DATA LINES:
begin
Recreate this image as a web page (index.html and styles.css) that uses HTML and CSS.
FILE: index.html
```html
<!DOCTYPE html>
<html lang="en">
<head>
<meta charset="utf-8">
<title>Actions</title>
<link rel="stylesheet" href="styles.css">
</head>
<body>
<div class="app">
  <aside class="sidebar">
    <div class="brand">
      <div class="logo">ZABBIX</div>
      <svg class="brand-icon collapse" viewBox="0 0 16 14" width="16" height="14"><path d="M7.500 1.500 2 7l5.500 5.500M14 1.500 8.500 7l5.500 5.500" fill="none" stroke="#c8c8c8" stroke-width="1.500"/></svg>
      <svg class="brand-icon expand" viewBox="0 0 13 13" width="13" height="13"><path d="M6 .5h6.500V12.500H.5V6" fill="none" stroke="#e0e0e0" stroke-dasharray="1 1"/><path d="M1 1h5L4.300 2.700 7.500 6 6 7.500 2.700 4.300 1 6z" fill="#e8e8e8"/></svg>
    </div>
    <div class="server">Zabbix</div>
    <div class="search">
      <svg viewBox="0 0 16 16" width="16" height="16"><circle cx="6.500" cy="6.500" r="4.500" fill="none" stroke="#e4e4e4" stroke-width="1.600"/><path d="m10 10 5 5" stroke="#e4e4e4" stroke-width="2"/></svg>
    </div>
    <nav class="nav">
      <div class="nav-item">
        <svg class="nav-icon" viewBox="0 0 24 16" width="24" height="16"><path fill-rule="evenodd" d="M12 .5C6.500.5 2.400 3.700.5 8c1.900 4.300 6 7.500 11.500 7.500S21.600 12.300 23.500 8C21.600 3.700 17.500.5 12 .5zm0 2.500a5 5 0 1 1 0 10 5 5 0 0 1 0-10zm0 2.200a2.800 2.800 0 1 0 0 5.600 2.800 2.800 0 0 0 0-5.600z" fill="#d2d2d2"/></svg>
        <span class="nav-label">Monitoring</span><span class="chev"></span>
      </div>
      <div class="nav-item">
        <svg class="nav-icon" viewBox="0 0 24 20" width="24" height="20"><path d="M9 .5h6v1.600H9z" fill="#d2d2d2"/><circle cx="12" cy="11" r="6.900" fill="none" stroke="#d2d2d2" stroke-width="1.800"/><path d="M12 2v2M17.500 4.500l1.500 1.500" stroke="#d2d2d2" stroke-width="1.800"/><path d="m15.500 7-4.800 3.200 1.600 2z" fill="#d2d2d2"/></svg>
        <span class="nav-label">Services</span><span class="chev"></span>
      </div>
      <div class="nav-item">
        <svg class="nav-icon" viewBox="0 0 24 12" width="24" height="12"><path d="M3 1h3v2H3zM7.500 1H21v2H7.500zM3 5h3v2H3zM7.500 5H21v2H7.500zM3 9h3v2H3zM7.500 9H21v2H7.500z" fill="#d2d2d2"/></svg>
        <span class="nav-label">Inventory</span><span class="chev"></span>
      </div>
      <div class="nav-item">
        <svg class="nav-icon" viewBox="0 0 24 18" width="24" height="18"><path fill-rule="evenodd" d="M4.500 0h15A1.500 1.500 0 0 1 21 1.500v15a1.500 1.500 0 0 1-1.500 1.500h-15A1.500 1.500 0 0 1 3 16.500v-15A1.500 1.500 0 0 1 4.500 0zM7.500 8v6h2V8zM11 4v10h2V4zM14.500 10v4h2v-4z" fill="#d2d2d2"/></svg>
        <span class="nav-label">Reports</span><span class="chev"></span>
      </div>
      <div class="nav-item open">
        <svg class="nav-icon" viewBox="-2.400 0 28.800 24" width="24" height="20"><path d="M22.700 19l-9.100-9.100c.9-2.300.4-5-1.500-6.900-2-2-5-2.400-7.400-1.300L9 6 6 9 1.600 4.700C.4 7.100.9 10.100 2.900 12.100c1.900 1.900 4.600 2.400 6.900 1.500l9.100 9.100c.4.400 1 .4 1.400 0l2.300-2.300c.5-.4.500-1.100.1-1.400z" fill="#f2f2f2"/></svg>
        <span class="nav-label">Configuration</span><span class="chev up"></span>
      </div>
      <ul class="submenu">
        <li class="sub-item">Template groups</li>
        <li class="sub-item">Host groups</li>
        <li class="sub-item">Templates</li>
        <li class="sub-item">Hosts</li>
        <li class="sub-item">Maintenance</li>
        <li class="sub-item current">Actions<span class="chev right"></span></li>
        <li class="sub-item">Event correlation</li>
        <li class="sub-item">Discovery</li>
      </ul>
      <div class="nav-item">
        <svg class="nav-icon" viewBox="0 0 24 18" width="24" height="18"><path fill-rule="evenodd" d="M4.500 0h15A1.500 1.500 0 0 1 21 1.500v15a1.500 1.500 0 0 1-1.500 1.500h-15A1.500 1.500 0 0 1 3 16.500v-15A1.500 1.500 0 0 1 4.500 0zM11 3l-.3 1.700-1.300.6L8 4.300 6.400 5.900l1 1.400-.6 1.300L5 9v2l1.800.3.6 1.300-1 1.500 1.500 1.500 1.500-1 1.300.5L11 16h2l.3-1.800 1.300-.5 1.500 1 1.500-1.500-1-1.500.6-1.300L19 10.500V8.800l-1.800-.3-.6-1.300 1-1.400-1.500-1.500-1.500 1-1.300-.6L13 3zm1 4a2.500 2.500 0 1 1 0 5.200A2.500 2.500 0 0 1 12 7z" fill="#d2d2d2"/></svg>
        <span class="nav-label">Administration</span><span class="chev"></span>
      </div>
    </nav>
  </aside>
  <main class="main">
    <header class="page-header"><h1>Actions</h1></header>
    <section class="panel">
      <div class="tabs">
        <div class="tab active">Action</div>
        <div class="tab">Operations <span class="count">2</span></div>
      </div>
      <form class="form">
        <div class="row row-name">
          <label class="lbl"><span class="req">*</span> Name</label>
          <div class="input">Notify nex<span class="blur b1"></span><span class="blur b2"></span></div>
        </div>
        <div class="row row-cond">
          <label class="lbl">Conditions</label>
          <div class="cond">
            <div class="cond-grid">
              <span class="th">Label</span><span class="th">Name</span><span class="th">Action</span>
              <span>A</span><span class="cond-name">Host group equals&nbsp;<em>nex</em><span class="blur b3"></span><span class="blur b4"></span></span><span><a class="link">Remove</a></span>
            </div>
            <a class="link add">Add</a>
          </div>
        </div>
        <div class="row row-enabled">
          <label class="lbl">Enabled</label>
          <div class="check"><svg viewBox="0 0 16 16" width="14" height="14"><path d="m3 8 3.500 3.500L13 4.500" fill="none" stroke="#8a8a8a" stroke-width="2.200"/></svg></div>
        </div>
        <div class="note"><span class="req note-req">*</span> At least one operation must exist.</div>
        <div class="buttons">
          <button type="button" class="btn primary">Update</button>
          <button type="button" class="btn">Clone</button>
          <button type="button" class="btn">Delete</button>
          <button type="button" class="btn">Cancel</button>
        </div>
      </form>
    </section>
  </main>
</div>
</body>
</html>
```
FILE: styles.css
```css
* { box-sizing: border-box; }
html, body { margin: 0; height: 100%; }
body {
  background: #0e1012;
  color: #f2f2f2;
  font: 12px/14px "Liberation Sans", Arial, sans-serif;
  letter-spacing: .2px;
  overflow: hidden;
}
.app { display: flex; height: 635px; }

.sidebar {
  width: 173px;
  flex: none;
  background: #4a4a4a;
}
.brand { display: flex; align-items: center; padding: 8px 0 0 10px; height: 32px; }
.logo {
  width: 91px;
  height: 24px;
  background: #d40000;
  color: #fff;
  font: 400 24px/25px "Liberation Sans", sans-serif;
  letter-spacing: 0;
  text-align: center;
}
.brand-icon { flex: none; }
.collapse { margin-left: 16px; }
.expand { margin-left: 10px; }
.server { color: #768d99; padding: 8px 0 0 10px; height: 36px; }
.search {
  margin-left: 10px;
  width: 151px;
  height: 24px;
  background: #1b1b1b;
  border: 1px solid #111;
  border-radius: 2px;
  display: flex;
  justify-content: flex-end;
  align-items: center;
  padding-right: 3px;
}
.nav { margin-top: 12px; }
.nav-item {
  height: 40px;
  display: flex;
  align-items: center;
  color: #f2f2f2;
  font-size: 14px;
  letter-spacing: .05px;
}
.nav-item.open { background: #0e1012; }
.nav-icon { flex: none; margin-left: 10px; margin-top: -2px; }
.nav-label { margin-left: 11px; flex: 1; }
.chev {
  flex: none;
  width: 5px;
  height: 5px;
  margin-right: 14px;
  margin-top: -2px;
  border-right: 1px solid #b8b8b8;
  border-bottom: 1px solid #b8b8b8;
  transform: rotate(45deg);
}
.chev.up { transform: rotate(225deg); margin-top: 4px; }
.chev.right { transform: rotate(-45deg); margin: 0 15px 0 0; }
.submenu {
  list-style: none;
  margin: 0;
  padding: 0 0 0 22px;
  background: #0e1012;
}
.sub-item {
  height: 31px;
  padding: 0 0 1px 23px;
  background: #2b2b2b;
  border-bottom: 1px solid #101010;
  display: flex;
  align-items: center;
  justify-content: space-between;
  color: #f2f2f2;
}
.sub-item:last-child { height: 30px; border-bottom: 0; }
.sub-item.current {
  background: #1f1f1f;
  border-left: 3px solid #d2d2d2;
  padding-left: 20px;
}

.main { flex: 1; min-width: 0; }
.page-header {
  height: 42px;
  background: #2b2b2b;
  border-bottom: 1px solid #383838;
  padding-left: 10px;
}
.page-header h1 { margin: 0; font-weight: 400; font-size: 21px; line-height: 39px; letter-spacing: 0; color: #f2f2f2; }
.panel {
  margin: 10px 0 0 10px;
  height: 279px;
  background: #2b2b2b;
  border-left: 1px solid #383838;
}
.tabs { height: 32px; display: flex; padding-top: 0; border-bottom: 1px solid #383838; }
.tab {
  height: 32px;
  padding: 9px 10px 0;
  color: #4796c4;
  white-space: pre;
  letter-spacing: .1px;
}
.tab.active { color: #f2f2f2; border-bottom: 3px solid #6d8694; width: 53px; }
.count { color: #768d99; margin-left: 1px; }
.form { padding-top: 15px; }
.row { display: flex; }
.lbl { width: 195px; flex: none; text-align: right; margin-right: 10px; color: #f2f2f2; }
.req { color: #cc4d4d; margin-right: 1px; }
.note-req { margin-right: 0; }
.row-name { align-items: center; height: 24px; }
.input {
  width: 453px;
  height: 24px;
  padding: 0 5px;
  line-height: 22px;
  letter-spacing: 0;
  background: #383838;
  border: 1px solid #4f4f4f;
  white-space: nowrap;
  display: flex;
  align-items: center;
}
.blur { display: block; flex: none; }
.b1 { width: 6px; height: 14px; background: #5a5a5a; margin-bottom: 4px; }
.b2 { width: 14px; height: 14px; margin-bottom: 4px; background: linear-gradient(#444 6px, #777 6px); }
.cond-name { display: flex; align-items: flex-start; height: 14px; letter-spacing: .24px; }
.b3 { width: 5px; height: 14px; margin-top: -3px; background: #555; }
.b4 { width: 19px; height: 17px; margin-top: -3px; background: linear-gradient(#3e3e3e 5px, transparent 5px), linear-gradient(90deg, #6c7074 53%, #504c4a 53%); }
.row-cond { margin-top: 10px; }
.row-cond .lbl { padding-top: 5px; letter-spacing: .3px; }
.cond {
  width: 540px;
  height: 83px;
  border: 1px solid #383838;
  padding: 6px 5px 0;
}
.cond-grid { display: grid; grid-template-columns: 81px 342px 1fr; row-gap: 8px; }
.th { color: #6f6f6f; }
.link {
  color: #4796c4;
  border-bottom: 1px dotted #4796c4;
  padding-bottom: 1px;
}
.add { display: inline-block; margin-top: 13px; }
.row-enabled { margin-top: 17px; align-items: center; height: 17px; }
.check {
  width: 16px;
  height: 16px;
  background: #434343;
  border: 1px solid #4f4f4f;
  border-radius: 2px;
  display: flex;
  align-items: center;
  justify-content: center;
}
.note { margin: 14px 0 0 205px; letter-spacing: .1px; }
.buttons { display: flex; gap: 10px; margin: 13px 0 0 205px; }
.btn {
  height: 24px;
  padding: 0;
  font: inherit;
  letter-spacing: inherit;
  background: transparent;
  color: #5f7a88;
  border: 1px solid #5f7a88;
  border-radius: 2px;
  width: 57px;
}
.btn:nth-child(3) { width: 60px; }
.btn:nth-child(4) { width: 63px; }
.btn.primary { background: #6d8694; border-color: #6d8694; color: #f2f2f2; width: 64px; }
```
end
REQUEST: Collect the lines that hold "page".

ANSWER IN FULL:
Recreate this image as a web page (index.html and styles.css) that uses HTML and CSS.
    <header class="page-header"><h1>Actions</h1></header>
.page-header {
.page-header h1 { margin: 0; font-weight: 400; font-size: 21px; line-height: 39px; letter-spacing: 0; color: #f2f2f2; }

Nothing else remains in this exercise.